Residents pack the house in generating goals, project ideas for task force groups to work on throughout year and beyond —
A good cross-section of the Rush City community filled The Spare Room at Chucker’s Bowl and Lounge on Feb. 27 to create a vision for the future.
The Initiative Foundation, based in Little Falls, Minn., is working with Rush City in the Thriving Communities Initiative, a program that helps communities identify their unique assets, goals and challenges. Leadership teams guide their communities in forming a locally shared vision and plan of action through the use of awarded grant money.
Facilitating the meeting last week was Initiative Foundation member Dan Frank, who first explained the program to city economic development leaders and city staff during an informational meeting last year. The city then formed a core team of 26 members from the Rush City area that has since been involved.
“The goal was to get a diverse group of people interested in coming together and doing something for the community,” said Jamie Scheffer, planning and economic development assistant for the city.
More than 150 people gathered for this communitywide event where they enjoyed a free meal, identified strengths and opportunities of the community and generated various project ideas on a rotation basis in small groups. They were asked, “Do you have goal or project ideas related to this area that we are missing?” and “Which goal or project in this area seems most promising to you?”
In addition, the original core team presented draft goals and projects for the participating residents to review and build on. For example, mini golf and disc golf, trails and park development including a skateboard park were just some of the ideas under quality of life.
Internships, tutoring and mentoring partnerships with local businesses was another thought in the children, youth and future workforce category. In economics, people discussed creative ways in promoting downtown and Highway 61, using or renovating existing land and buildings, and supporting natural resource-based businesses for services such as bike or canoe rental.
“We want to do something for the town while keeping that small town feel,” a participant told another at one of the small group tables.

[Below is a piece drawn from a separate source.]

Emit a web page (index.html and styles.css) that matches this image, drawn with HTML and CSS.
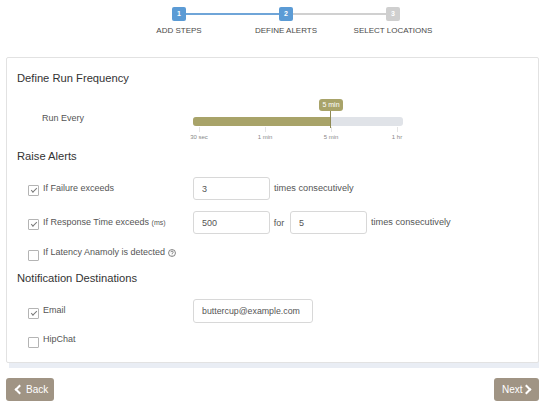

Once an attainable project is decided on, the foundation will award a $20,000 grant, which the team would need to match with $10,000. After a year of continued work, the community can receive another $10,000 grant with another $10,000 match.
At the meeting, participants were asked to volunteer on task force groups that will meet once a month to work on projects and action plans.
The hope is that this visioning process, along with community follow-through, continues for years to come.